By Gang Li, Henrique V. Figueiró, Eduardo Eizirik, William J. Murphy

Posted 04 Dec 2018
bioRxiv DOI: 10.1101/485904

Current phylogenomic approaches implicitly assume that the predominant phylogenetic signal within a genome reflects the true evolutionary history of organisms, without assessing the confounding effects of gene flow that result in a mosaic of phylogenetic signals that interact with recombinational variation. Here we tested the validity of this assumption with a recombination-aware analysis of whole genome sequences from 27 species of the cat family. We found that the prevailing phylogenetic signal within the autosomes is not always representative of speciation history, due to ancient hybridization throughout felid evolution. Instead, phylogenetic signal was concentrated within large, conserved X-chromosome recombination deserts that exhibited recurrent patterns of strong genetic differentiation and selective sweeps across mammalian orders.

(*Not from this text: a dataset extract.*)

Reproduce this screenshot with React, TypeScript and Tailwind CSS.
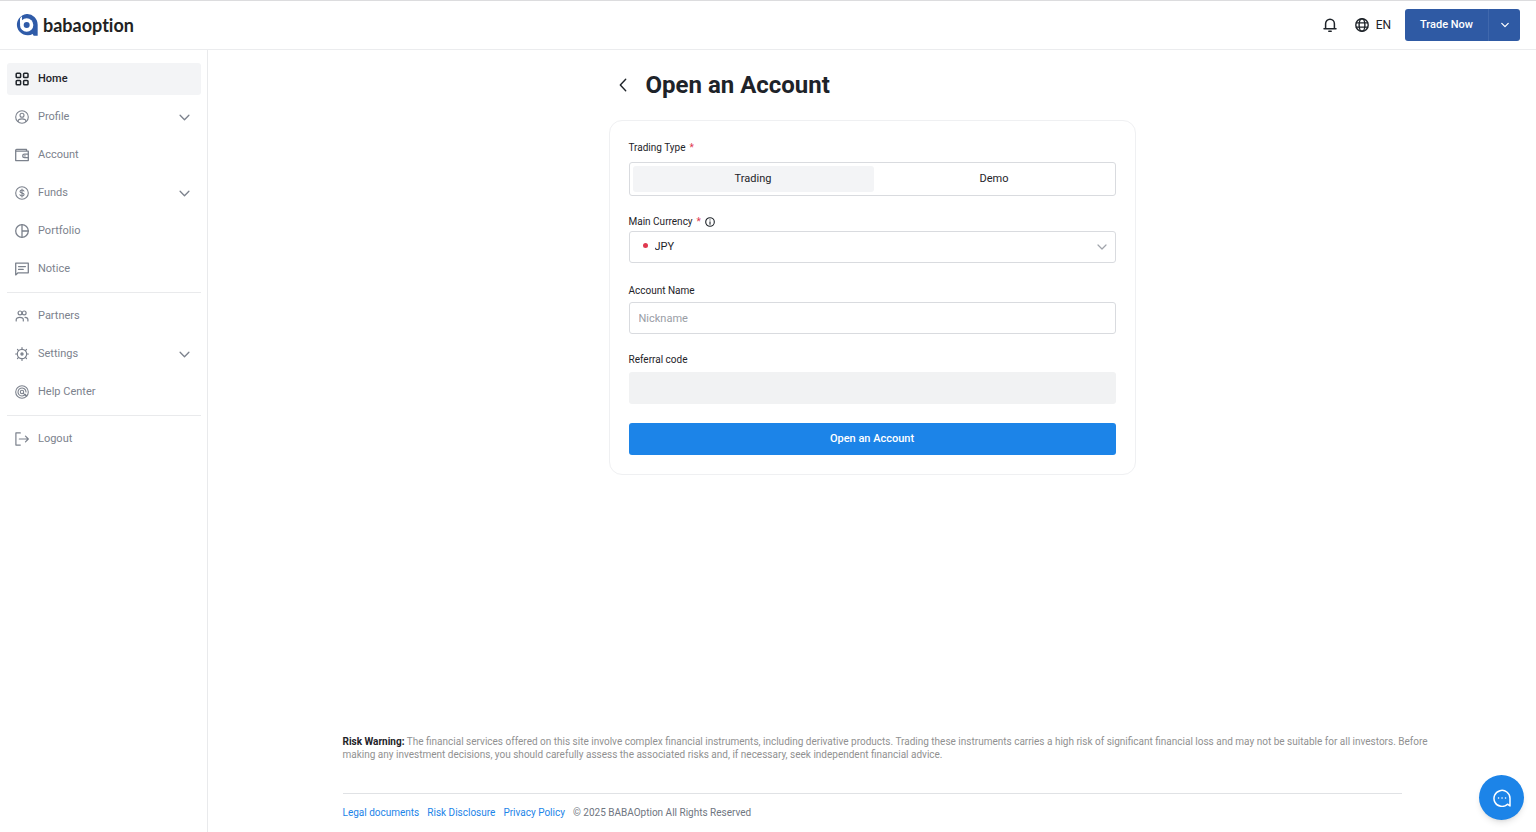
import { useState } from 'react';
import type { ReactNode } from 'react';
import { clsx } from 'clsx';

type IconProps = { children: ReactNode; size?: string; box?: string; width?: number };

function Icon({ children, size = 'size-3.5', box = '0 0 14 14', width = 1.1 }: IconProps) {
  return (
    <svg
      className={clsx(size, 'shrink-0')}
      viewBox={box}
      fill="none"
      stroke="currentColor"
      strokeWidth={width}
      strokeLinecap="round"
      strokeLinejoin="round"
      aria-hidden="true"
    >
      {children}
    </svg>
  );
}

const icons = {
  home: (
    <Icon width={1.5}>
      <rect x="1.2" y="1.2" width="4.4" height="4.4" rx="0.9" />
      <rect x="8.6" y="1.2" width="4.4" height="4.4" rx="0.9" />
      <rect x="1.2" y="8.4" width="4.4" height="4.4" rx="0.9" />
      <rect x="8.6" y="8.4" width="4.4" height="4.4" rx="0.9" />
    </Icon>
  ),
  profile: (
    <Icon>
      <circle cx="7" cy="7" r="6.3" />
      <circle cx="7" cy="5.3" r="2" />
      <path d="M3.2 11.6V11c0-1.4 1.4-2.1 3.8-2.1s3.8.7 3.8 2.1v.6" />
    </Icon>
  ),
  account: (
    <Icon width={1.3}>
      <path d="M11.5 3.2V1.4H1.6a.9.9 0 0 0 0 1.8h11.7v9.4H.7V2.3" />
      <path d="M13.3 6.1H9.5a1.8 1.8 0 0 0 0 3.6h3.8M9.7 7.9h.4" />
    </Icon>
  ),
  funds: (
    <Icon>
      <circle cx="7" cy="7" r="6.3" />
      <path d="M9 5.1C8.7 4.4 8 4 7 4c-1.2 0-2 .5-2 1.4C5 7.5 9.1 6.4 9.1 8.6 9.1 9.5 8.200 10 7 10c-1.1 0-1.9-.5-2.1-1.300M7 3v8" />
    </Icon>
  ),
  portfolio: (
    <Icon width={1.3}>
      <circle cx="7" cy="7" r="6.3" />
      <path d="M7 .7v12.6M7 7h6.3" />
    </Icon>
  ),
  notice: (
    <Icon width={1.3}>
      <path d="M.7 1.2h12.6v9.6H3L.7 12.9z" />
      <path d="M3.6 4.6h6.8M3.6 7.4h4.6" />
    </Icon>
  ),
  partners: (
    <Icon width={1.2}>
      <circle cx="5" cy="3.9" r="1.9" />
      <circle cx="9.2" cy="3.9" r="1.9" />
      <path d="M1.2 12v-1.400c0-1.300 1.300-2.200 3.500-2.200s3.600.9 3.600 2.200V12M10 8.400c1.800.1 2.900 1 2.900 2.200V12" />
    </Icon>
  ),
  settings: (
    <Icon width={1.2}>
      <circle cx="7" cy="7" r="4.7" />
      <circle cx="7" cy="7" r="1.1" fill="currentColor" />
      <path d="M7 .6v1.6M7 11.8v1.6M.6 7h1.6M11.8 7h1.6M2.500 2.500l1.100 1.100M10.400 10.400l1.100 1.100M2.500 11.500l1.100-1.100M10.400 3.600l1.100-1.100" />
    </Icon>
  ),
  help: (
    <Icon>
      <circle cx="7" cy="7" r="6.3" />
      <path d="M10.300 9.300A4 4 0 1 1 11 7M10.300 9.300l1.400 1.700" />
      <circle cx="7" cy="7" r="1.7" />
      <path d="M8.200 8.200l2.700 2.700" />
    </Icon>
  ),
  logout: (
    <Icon width={1.2}>
      <path d="M5.300.9H.9v12.2h4.400M4.300 7h9M10.500 4.200L13.300 7l-2.800 2.800" />
    </Icon>
  ),
};

type NavItem = { label: string; icon: ReactNode; expandable?: boolean; active?: boolean };

const navGroups: NavItem[][] = [
  [
    { label: 'Home', icon: icons.home, active: true },
    { label: 'Profile', icon: icons.profile, expandable: true },
    { label: 'Account', icon: icons.account },
    { label: 'Funds', icon: icons.funds, expandable: true },
    { label: 'Portfolio', icon: icons.portfolio },
    { label: 'Notice', icon: icons.notice },
  ],
  [
    { label: 'Partners', icon: icons.partners },
    { label: 'Settings', icon: icons.settings, expandable: true },
    { label: 'Help Center', icon: icons.help },
  ],
  [{ label: 'Logout', icon: icons.logout }],
];

const legalLinks = ['Legal documents', 'Risk Disclosure', 'Privacy Policy'];

function Chevron({ size, width = 1.2 }: { size: string; width?: number }) {
  return (
    <Icon size={size} box="0 0 10 10" width={width}>
      <path d="M1 3l4 4 4-4" />
    </Icon>
  );
}

function Logo() {
  return (
    <a href="#" className="flex items-center gap-[5px]">
      <svg className="size-[22px]" viewBox="0 0 66 66" aria-hidden="true">
        <path d="M32 0a32 32 0 0 1 33 32v33H53l-3-5A32 32 0 1 1 32 0z" fill="#2f5ba8" />
        <circle cx="32" cy="33" r="20" fill="#fff" />
        <path d="M12 33V13l6-6v16z" fill="#fff" />
        <circle cx="32" cy="33" r="9" fill="#2f5ba8" />
      </svg>
      <span className="font-['Lato'] text-lg leading-6 font-bold text-[#222] [font-variant-ligatures:none]">
        babaoption
      </span>
    </a>
  );
}

function Header() {
  return (
    <header className="flex h-[50px] items-center justify-between border-y border-t-[#dcdcde] border-b-[#ebecee] px-4">
      <Logo />
      <div className="flex items-center">
        <button type="button" aria-label="Notifications" className="mr-[18px]">
          <Icon width={1.5}>
            <path d="M1 10.700h12M2.600 10.700V5.700a4.400 4.400 0 0 1 8.800 0v5M5.800 13.200h2.400" />
          </Icon>
        </button>
        <button type="button" className="mr-3.5 flex items-center gap-[7px] text-xs">
          <Icon width={1.4}>
            <circle cx="7" cy="7" r="6.200" />
            <ellipse cx="7" cy="7" rx="2.900" ry="6.200" />
            <path d="M1.300 4.900h11.400M1.300 9.100h11.400" />
          </Icon>
          EN
        </button>
        <div className="flex h-8 overflow-hidden rounded-[3px] bg-[#2f5aa4] text-[11px] font-medium text-white">
          <button type="button" className="border-r border-[#4068ad] px-[15px]">Trade Now</button>
          <button type="button" aria-label="More trading options" className="flex w-[31px] items-center justify-center">
            <Chevron size="size-2" width={1.6} />
          </button>
        </div>
      </div>
    </header>
  );
}

function Sidebar() {
  return (
    <aside className="w-52 shrink-0 border-r border-[#e9eaec] pt-[13px] pr-1.5 pl-[7px]">
      <nav className="flex flex-col divide-y divide-[#e9eaec]">
        {navGroups.map((group, idx) => (
          <ul key={idx} className="flex flex-col gap-1.5 py-[7px] first:pt-0">
            {group.map((item) => (
              <li key={item.label}>
                <a
                  href="#"
                  className={clsx(
                    'flex h-8 items-center gap-[9px] rounded-[3px] pr-[11px] pl-2 text-[11px]',
                    item.active ? 'bg-[#f3f4f6] font-medium text-[#1e2329]' : 'text-[#7c828d]',
                  )}
                >
                  {item.icon}
                  <span className="flex-1">{item.label}</span>
                  {item.expandable && <Chevron size="size-[11px]" />}
                </a>
              </li>
            ))}
          </ul>
        ))}
      </nav>
    </aside>
  );
}

function Required() {
  return <span className="ml-1 text-[#e0394f]">*</span>;
}

function AccountForm() {
  const [type, setType] = useState('Trading');
  const [nickname, setNickname] = useState('');

  return (
    <form
      className="rounded-[13px] border border-[#eff0f2] px-[19px] pt-5 pb-[19px] text-[11px]"
      onSubmit={(e) => e.preventDefault()}
    >
      <fieldset>
        <legend className="text-[10px] leading-[14px]">Trading Type<Required /></legend>
        <div className="mt-[7px] flex h-[34px] rounded-[3px] border border-[#d9dbdf] py-[3px] pl-[3px]">
          {['Trading', 'Demo'].map((option) => (
            <label
              key={option}
              className={clsx(
                'flex flex-1 cursor-pointer items-center justify-center rounded-[3px]',
                type === option && 'bg-[#f3f4f6]',
              )}
            >
              <input
                type="radio"
                name="type"
                className="sr-only"
                checked={type === option}
                onChange={() => setType(option)}
              />
              {option}
            </label>
          ))}
        </div>
      </fieldset>

      <div className="mt-[19px] flex items-center text-[10px] leading-[14px]">
        <label htmlFor="currency">Main Currency<Required /></label>
        <span className="ml-1">
          <Icon size="size-2.5" box="0 0 10 10">
            <circle cx="5" cy="5" r="4.300" />
            <path d="M5 4.700v2.500M5 2.900v.1" />
          </Icon>
        </span>
      </div>
      <div className="relative mt-0.5">
        <select
          id="currency"
          className="h-8 w-full appearance-none rounded-[3px] border border-[#d9dbdf] bg-white pl-[25px]"
        >
          <option>JPY</option>
        </select>
        <span className="pointer-events-none absolute top-3 left-3.5 size-[5px] rounded-full bg-[#e0394f]" />
        <span className="pointer-events-none absolute top-[11px] right-[9px] text-[#a0a4ab]">
          <Chevron size="size-2.5" />
        </span>
      </div>

      <label htmlFor="nickname" className="mt-[21px] block text-[10px] leading-[14px]">Account Name</label>
      <input
        id="nickname"
        className="mt-1 h-8 w-full rounded-[3px] border border-[#d9dbdf] px-[9px] placeholder:text-[#999da5]"
        placeholder="Nickname"
        value={nickname}
        onChange={(e) => setNickname(e.target.value)}
      />

      <label htmlFor="referral" className="mt-[19px] block text-[10px] leading-[14px]">Referral code</label>
      <input id="referral" className="mt-[5px] h-8 w-full rounded-[3px] bg-[#f1f2f3] px-[9px]" disabled />

      <button type="submit" className="mt-[19px] h-8 w-full rounded-[3px] bg-[#1c84e8] font-medium text-white">
        Open an Account
      </button>
    </form>
  );
}

function Footer() {
  return (
    <footer className="mx-auto mt-auto w-full max-w-[1059px] pb-[13px] text-[10px] leading-[13px]">
      <p className="-mr-8 text-[#919191]">
        <strong className="font-bold text-[#1e2329]">Risk Warning:</strong> The financial services offered on this
        site involve complex financial instruments, including derivative products. Trading these instruments carries
        a high risk of significant financial loss and may not be suitable for all investors. Before making any
        investment decisions, you should carefully assess the associated risks and, if necessary, seek independent
        financial advice.
      </p>
      <div className="mt-8 flex gap-2 border-t border-[#e0e2e5] pt-3">
        {legalLinks.map((link) => (
          <a key={link} href="#" className="text-[#1c84e8]">{link}</a>
        ))}
        <span className="text-[#6f7681]">© 2025 BABAOption All Rights Reserved</span>
      </div>
    </footer>
  );
}

export default function App() {
  return (
    <div className="flex min-h-screen flex-col bg-white font-['Roboto',sans-serif] text-[#1e2329]">
      <Header />
      <div className="flex flex-1">
        <Sidebar />
        <main className="flex flex-1 flex-col px-4">
          <section className="mx-auto w-full max-w-[527px] pt-[17px] pb-8">
            <div className="mb-[17px] flex items-center gap-[15px] pl-2">
              <button type="button" aria-label="Back">
                <Icon width={1.4}>
                  <path d="M8.700 1.200L3.300 7l5.400 5.800" />
                </Icon>
              </button>
              <h1 className="text-2xl leading-9 font-bold">Open an Account</h1>
            </div>
            <AccountForm />
          </section>
          <Footer />
        </main>
      </div>
      <button
        type="button"
        aria-label="Open chat"
        className="fixed right-3 bottom-3 flex size-[45px] items-center justify-center rounded-full bg-[#1c84e8] text-white shadow-md"
      >
        <Icon size="size-[18px]" box="0 0 18 18" width={1.5}>
          <path d="M14.500 15.200A8 8 0 1 1 17 9.300V17l-2.500-1.800z" />
          <path d="M5.500 9h.1M9 9h.1M12.500 9h.1" />
        </Icon>
      </button>
    </div>
  );
}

By contrast, regions of high recombination were enriched for signatures of ancient gene flow, and these sequences inflated crown-lineage divergence times by ~40%. We conclude that standard phylogenomic approaches to infer the Tree of Life may be highly misleading without considering the genomic partitioning of phylogenetic signal relative to recombination rate, and its interplay with historical hybridization.